Actually, for fun… here… I’ve written something like this years ago, though granted mine is a lot less psychotic… of course, that is my opinion…
here is the link for you to do what you do best and sarcastically dissect it with quick wit and in my face commentaries 😛
http://jmendham.wordpress.com/2005/05/07/she/
I wonder if this little blog would warrant the same fear or doubt as the insanity of that one predators blog…
I was way too amused by this. Gotta love the logic; he seems to think “Hey, if I say ‘whore’ a lot, a woman will see it and be like, ‘hey, I’m not a whore, this guy would be perfect for me!'”.
LOL
For the record, I don’t think there is anything wrong with having standards or preferences. I’ve always been into guys with dark hair and geeky leanings, for example.
sigh… a perfectly good chance to heckle me and you passed on it… what is this world coming to if we can’t completely pick apart someone who can handle it in that friendly down to earth… oh wait… you did heckle me… i’m thinking i’m slow… heh
Uh, I did? Where?
“I’ve always been into guys with dark hair and geeky leanings, for example.”

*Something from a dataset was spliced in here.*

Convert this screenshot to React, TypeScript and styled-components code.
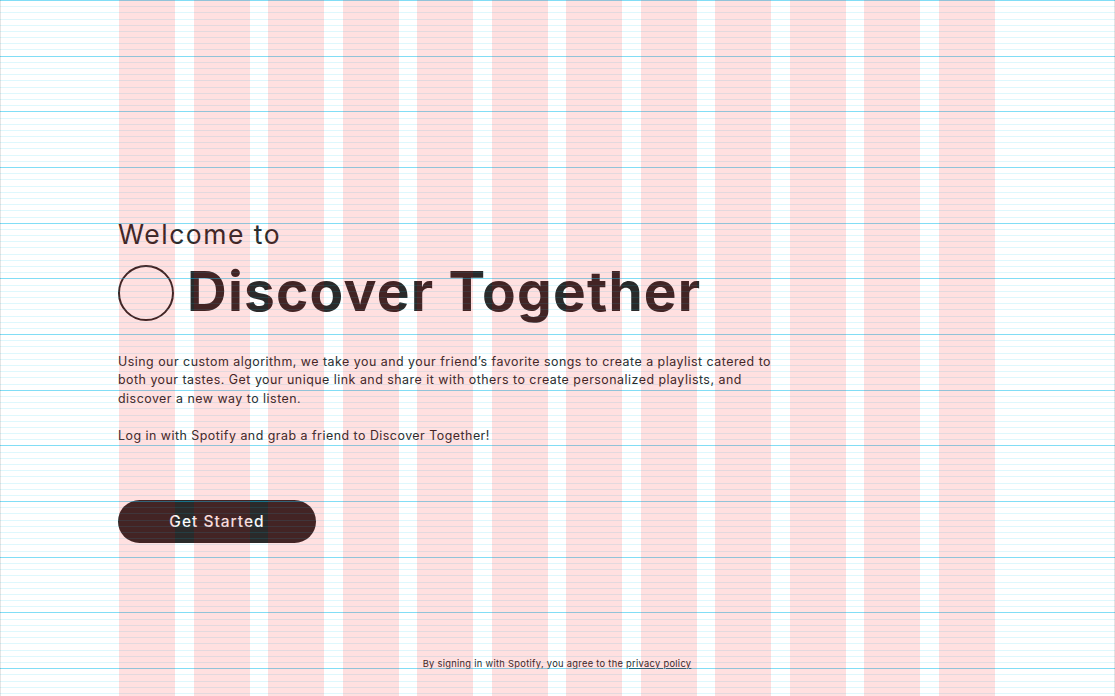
import React from "react";
import styled, { createGlobalStyle } from "styled-components";

const GlobalStyle = createGlobalStyle`
  * { box-sizing: border-box; }
  html, body { margin: 0; padding: 0; background: #ffffff; }
  body { font-family: "Inter", "Noto Sans", sans-serif; color: #2a2a2a; }
`;

const Page = styled.div`
  position: relative;
  min-height: 100vh;
  display: flex;
  flex-direction: column;
  padding: 219px 119px 26px 118px;
`;

const Hero = styled.main`
  display: flex;
  flex-direction: column;
  align-items: flex-start;
`;

const Eyebrow = styled.div`
  font-family: "Inter", sans-serif;
  font-size: 26.5px;
  line-height: 30.6px;
  font-weight: 400;
  letter-spacing: 1.5px;
  color: #2a2a2a;
`;

const TitleRow = styled.div`
  display: flex;
  align-items: center;
  gap: 13px;
  margin-top: 15.5px;
`;

const LogoRing = styled.span`
  display: block;
  width: 56px;
  height: 56px;
  border-radius: 50%;
  border: 2px solid #2a2a2a;
  flex: none;
`;

const Title = styled.h1`
  margin: 0;
  padding-bottom: 5px;
  font-family: "Inter", sans-serif;
  font-size: 55px;
  line-height: 50px;
  font-weight: 700;
  letter-spacing: 1.2px;
  color: #2a2a2a;
`;

const Copy = styled.div`
  margin-top: 31.5px;
  max-width: 665px;
  font-family: "Inter", sans-serif;
  font-size: 12.4px;
  line-height: 18.5px;
  letter-spacing: 0.5px;
  color: #2a2a2a;
  p { margin: 0; }
  p + p { margin-top: 18.5px; }
`;

const StartButton = styled.button`
  margin-top: 55px;
  width: 198px;
  height: 43px;
  border: none;
  border-radius: 22px;
  background: #2a2a2a;
  color: #fafafa;
  font-family: "Inter", sans-serif;
  font-size: 15.5px;
  font-weight: 500;
  letter-spacing: 1px;
  cursor: pointer;
`;

const Footer = styled.footer`
  margin-top: auto;
  text-align: center;
  font-family: "Inter", sans-serif;
  font-size: 9.3px;
  line-height: 12px;
  letter-spacing: 0.3px;
  color: #2a2a2a;
  a { color: inherit; text-decoration: underline; }
`;

const GridOverlay = styled.div`
  position: fixed;
  inset: 0;
  pointer-events: none;
  z-index: 10;
  display: flex;
  gap: 18.4px;
  padding: 0 119px 0 118px;
  border-left: 1px solid rgba(0, 0, 0, 0.1);
  border-right: 1px solid rgba(0, 0, 0, 0.1);
  background:
    repeating-linear-gradient(to bottom, rgba(0, 185, 235, 0.42) 0 1px, transparent 1px 8vh),
    repeating-linear-gradient(to bottom, rgba(0, 200, 240, 0.13) 0 1px, transparent 1px calc(8vh / 9));
`;

const GridColumn = styled.div`
  flex: 1;
  background: rgba(255, 0, 0, 0.12);
`;

export default function App() {
  return (
    <>
      <GlobalStyle />
      <Page>
        <Hero>
          <Eyebrow>Welcome to</Eyebrow>
          <TitleRow>
            <LogoRing />
            <Title>Discover Together</Title>
          </TitleRow>
          <Copy>
            <p>
              Using our custom algorithm, we take you and your friend’s favorite songs to create a playlist
              catered to both your tastes. Get your unique link and share it with others to create
              personalized playlists, and discover a new way to listen.
            </p>
            <p>Log in with Spotify and grab a friend to Discover Together!</p>
          </Copy>
          <StartButton>Get Started</StartButton>
        </Hero>
        <Footer>
          By signing in with Spotify, you agree to the <a href="#privacy">privacy policy</a>
        </Footer>
      </Page>
      <GridOverlay>
        {Array.from({ length: 12 }, (_, i) => (
          <GridColumn key={i} />
        ))}
      </GridOverlay>
    </>
  );
}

i didn’t think that you were serious… and it was brilliant 😉
I was! Ask any of my old friends: dark hair and geekdom was always important. So it makes even more sense that I ended up with someone like that. Hence the talk about standards – perhaps even unconscious ones.
I think though, that now, it is time to define geekdom:
Geekdom ”
the state of being a nerd, intellectual.
Despite his geekdom, Chris sure gets a lot of attention from the ladies! ”
geekatude: “The wonderful attitude at which a geek (or nerd) approaches the world with. Used mostly as an adjective to describe the actions or attitude of a geek.”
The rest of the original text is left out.